There is no better place to bury a problem than at sea. Fortunately, for thousands of Rohingya and Bangladeshi castaways, the US is stepping in to fill the leadership vacuum in yet another crisis on the other side of the world. Instead of focusing on the cold calculus of public policy interests, the Obama Administration is responding to emotion-driven expectations to help those suffering.
Absent strong leadership from Asian governments, the US must resort to negotiating with Asian countries to save Asians. Somewhere around 7,000 refugees, in a region of densely populated nations capable of absorbing such a small number of individuals, have been imperiled by the decisions of Indonesia, Malaysia and Thailand to turn them away.
Although nature offers many cruel ironies, dying of thirst and hunger when surrounded by water and countless fish is particularly unsettling. That said, the Andaman Sea is expected to show a total lack of mercy. It is, after all, much like a desert made of water for those lost among its waves, yet members of the modern International Community are expected to do something when people are dying on their own doorstep.
Clearly, Indonesia, Malaysia and, Thailand are part of the problem as they are the nations that turned away these refugees. Recognizing small, relatively poor countries Lebanon and Jordan have been willing to take on almost 2 million Syrian refugees, it is particularly shameful for Muslim-dominated Malaysia and Indonesia to resist offering shelter to such a small number of their own brethren.
On the other hand, the primary party deserving of blame is Myanmar. Refusing to even recognize the term “Rohingya,” it is the Myanmar government and Buddhist communities persecuting these people. Quite frankly, unless the democratizing Myanmar government faces consequences for failing to treat the Rohingya in a humane manner, the refugee crisis cannot be solved.
That said, it is very tempting to simply condemn these Southeast Asian countries for their lack of compassion, especially given these countries have received significant support from the International Community in their efforts to build their countries and economies. Although a great number of people tend to react emotionally, instead of intellectually responding, to public policy issues, this often results in poorly devised solutions.

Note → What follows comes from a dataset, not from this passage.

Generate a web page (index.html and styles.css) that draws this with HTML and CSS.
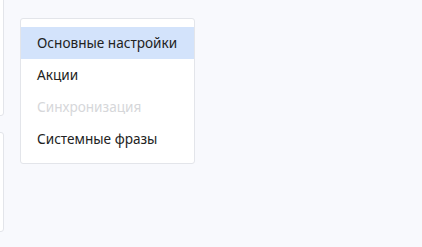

Where racism is clearly alive and well in Asia, as well as elsewhere including the Middle East, Europe faces growing xenophobic movements due to a steady stream of refugees fleeing conflicts and unrelenting poverty. Europe, of course, faces a great deal of criticism for its recent response to the massive numbers of migrants who have drowned in the Mediterranean Sea.
There are also many critics who decry US immigration policy as inhuman due to the large number of individuals deported on an annual basis as well as the legal status of the millions of migrants illegally living in the United State. Unfortunately, economics and violence are a common thread. With the number of refugees in the world expected to grow, members of the International Community struggle to address sluggish economies and poverty within their own borders. In many respects, we are all in the same boat.
It may be tempting to simply threaten or retaliate against these Southeast Asian nations for failing to respond to the Rohingya crisis as we hoped they would, but doing so will only create greater problems and be thoroughly hypocritical. Instead, there needs to be greater leadership from world powers to address and solve the problems that lead to these refugee crises in all corners of the globe. In the case of the Rohingya, the International Community needs to pause in its efforts to assimilate the once isolated nation of Myanmar and confront its leadership on the Rohingya issue in order to find a solution.